While each individual discovery has proven significant in its own right, the biggest surprise overall has been the rapid rate of recovery on the lands surrounding the volcano. Within two years of the eruption, for instance, researchers were amazed to see pretty little purple flowers sprouting up on the decimated pumice plain directly beneath the volcano's exposed crater. Scientists speculate that these hardy prairie lupine (Lupinus lepidus) plants, native to the Pacific Northwest, came from seed of a plant that after surviving the eruption was likely washed downhill or transported by wind. Regardless of how they got there, though, the lupines were playing an important ecological role by improving soil quality for subsequent colonizing life forms.
Lupine has an association with a bacteria that takes nitrogen from the air and converts it into a form that other plants and animals can use," says Virginia Dale, a plant ecologist with the Oak Ridge National Laboratory who has devoted a significant portion of her career to researching ecosystem responses to the Mt. St. Helens eruption. "Since the volcanic material on the ground following the eruption had very low nutrient composition, the nitrogen provided by the lupines gave a tremendous pulse to the conditions so that when other plants came in, they had this critical element available to them.
Indeed, within just a few more years it became apparent how well the lupines - both the prairie variety as well as the stouter broadleaf lupine (Lupinus latifolius) had done their job. By the mid-1980s, color was running up and down the recently devastated ridges surrounding Mt. St. Helens during summer flowering seasons. Fireweed (Chamerion angustifolium), common red paintbrush (Castilleja miniata), Cardwell's penstemon (Penstemon cardwellii) and other wildflowers - many of them more typical in higher-elevation alpine meadows on the flanks of neighboring cascade peaks like Mt. Rainier and Mt. Adams - dazzled researchers and day trippers alike.
For vigorous colonizing early successional species, Mt. St. Helens was quite an opportunity," says forest ecologist Peter Frenzen, who came to work for the U.S. Forest Service at Mt. St. Helens soon after the 1980 eruption. Today, Frenzen serves as monument scientist, which means he is responsible for coordinating on-going research, transferring scientific findings to visitor information programs, and monitoring the recovery of plant and animal life at Mt. St. Helens.
Frenzen defines the concept of ecological succession as the pattern of one community of plants and animals gradually replacing another in response to changing environmental conditions in a given region. Many wildflowers are considered "early successional" species by ecologists, meaning that they colonize disturbed or otherwise open lands, where they can get a lot of sunlight to produce many seeds while serving as an excellent food source for flying and crawling insects and other discriminating creatures.

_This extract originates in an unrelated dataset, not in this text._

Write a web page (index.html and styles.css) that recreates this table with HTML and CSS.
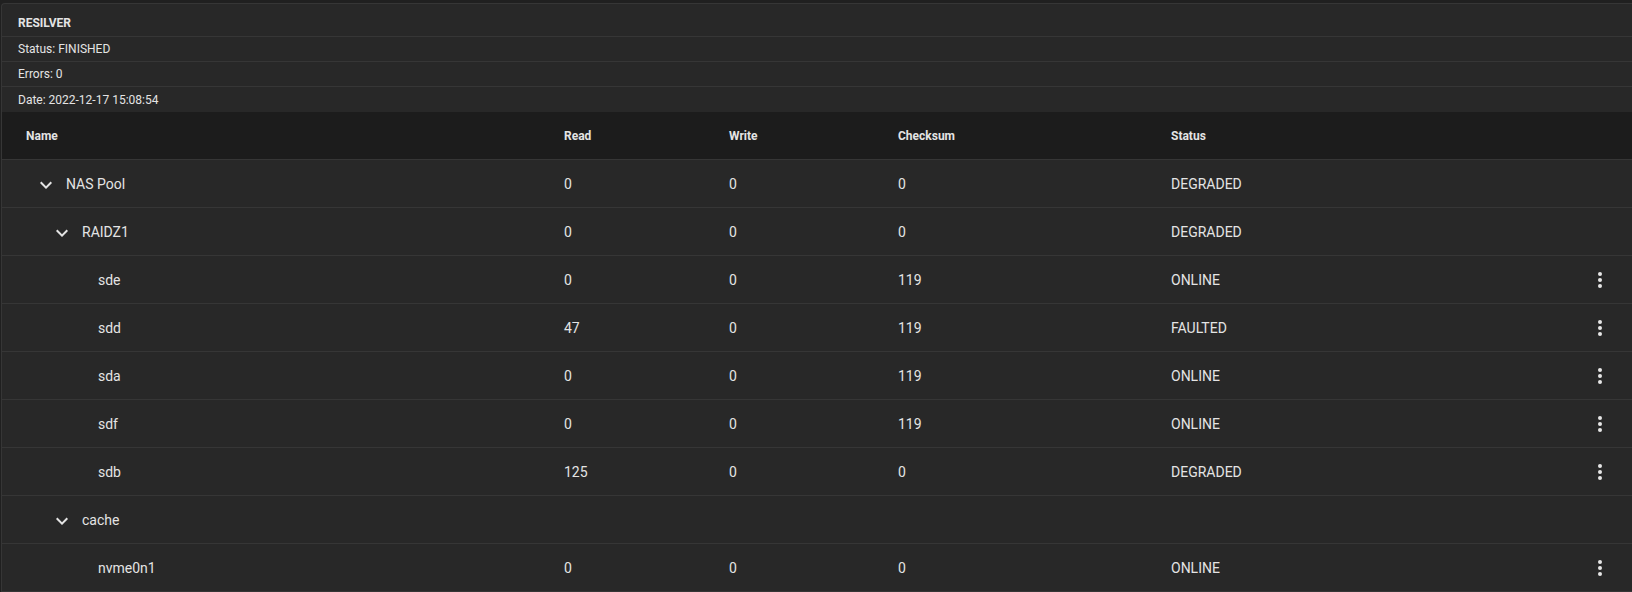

In contrast, old-growth Douglas fir trees - tens of thousands of which were blown down by hot gases during the 1980 eruption - fill in on terrain late in the successional cycle, and can live on as the dominant species in Pacific Northwest forests for thousands of years if they are not killed off by natural disasters.
The forest had been stripped off, and there were varying degrees of organics in the deposits," elaborates Frenzen. "So these [wildflowers] responded to a flush of available nutrients and also, most importantly, available sunlight.